Since the first house was sold, and the first stock was traded, people have debated which is the better investment: stocks or houses. House Prices are argued to be reliable, with very notable and shocking exception, but stocks are seen to have bigger returns. But which has done better over the years?
Lessons from History
Generally, it has been proved that from 1955 to now, housing can be seen as having outperformed stocks as the average UK house has gone from 30 times the FTSE All-Share, to being 50 times the FTSE All-Share. But, that is only relevant if you invested in property and only property in 1955, while a friend invested in stocks and only stocks in 1955, and then you both sat on it for over 60 years. In that case, you would now be the richer, of two very rich people. Investments are usually faster paced than that, with buying and selling of both stocks and property happening all the time.
In fact, if you were to travel back in time and use this knowledge to orchestrate the biggest possible profit by 2017, you would need to swap between the two as advantageously as possible, rather than putting all your faith in one. This would mean you should invest in housing until the early 1970s, then switch to stocks, and back to property in the late 90s/early 2000s until the global financial crisis. You could even analyse it closer than that to know exactly, year-by-year, what the best investments would be.

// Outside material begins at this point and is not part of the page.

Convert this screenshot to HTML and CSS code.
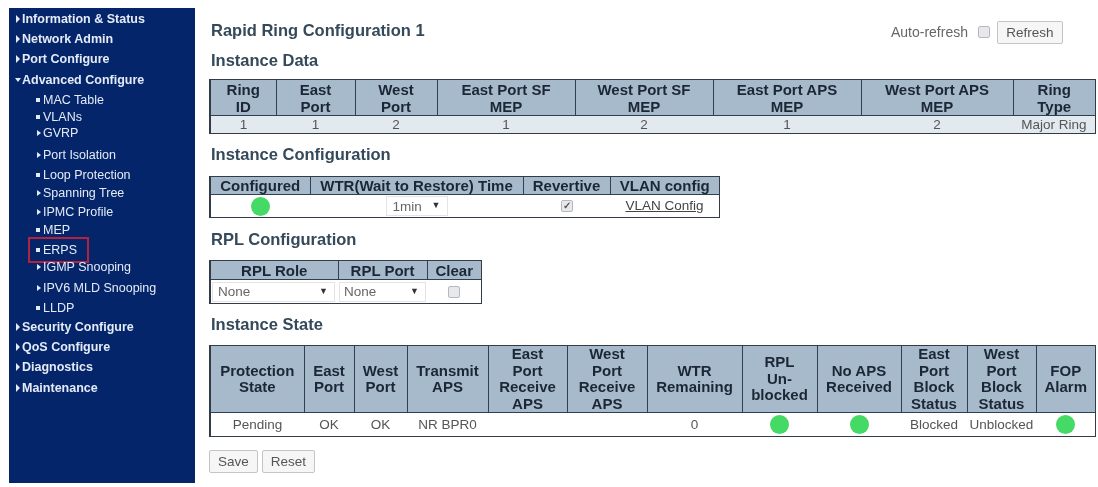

The truth is, that it depends what moment in history you are in. Hindsight is 20:20, but at different times in history, both have had the advantage over the other. But, what about now? What should we be investing in today?
Lessons for the Future
After the financial crisis, UK houses were 75 times the level of the All-Share Index. But, since then, stocks have exploded and pushed this number down to 51. All-in-all, housing has underperformed. This leads us to believe the safest bet is to believe that this will continue. Stocks are set to continue to outperform housing, and, as such, they are the safest bet.
However, the argument against this is the historical significance of the ’50 times’ ratio level. This interesting level has often been a turning point in this age-old battle between houses and stocks. The risk-taker may see this as a sign and want to begin divesting into houses if they believe in this turning point. If they are right, and it is true, in ten years or so housing could overtake stocks once again.
But this is not the most sensible advice. Many numerical patterns such as this have been proven time and time again to be false indicators in the financial world. If they worked, then all our lives would be much much simpler. Believing in them can actually be quite dangerous, and crises have been triggered by less. Ultimately, currently the housing crisis and the unaffordability of housing in general makes it unlikely that housing will begin to outstrip stocks as a worthy investment any time soon.
There is an argument to be made for a certain amount of stagnation or plateau for both of these indexes, however, as it is not seen as very likely that the ratio level will deplete significantly more than 50.
There is an exception: London. London property prices are currently insane, as I am sure you know. They are vastly overpriced and this has led to property beating the All-Share unequivocally by a shocking 120 times. However, until recently, they were at 140. This slight fall is likely to be due to the London housing crisis reaching the upper most limits of madness. If house prices continue in this manner, even Russian Oligarchs will no longer want to live in the capital.
But slowing growth, is not the same as lowering prices, and there is no real immediate reason for house prices in London to fall. It is likely that a plateau in growth will slowly lower the ratio, but not immediately benefit stocks. It is also important to remember that a dramatic crash in housing in a city such as London, is likely to also impact stocks.
This leads us to a very boring conclusion. Stocks will continue to beat housing, by and large. But not in any dramatic way, and London will continue to be a stagnating exception, where growth slows, but doesn’t recede.
Keep a weather eye on Threadneedle Street, however – a change in rates could change it all.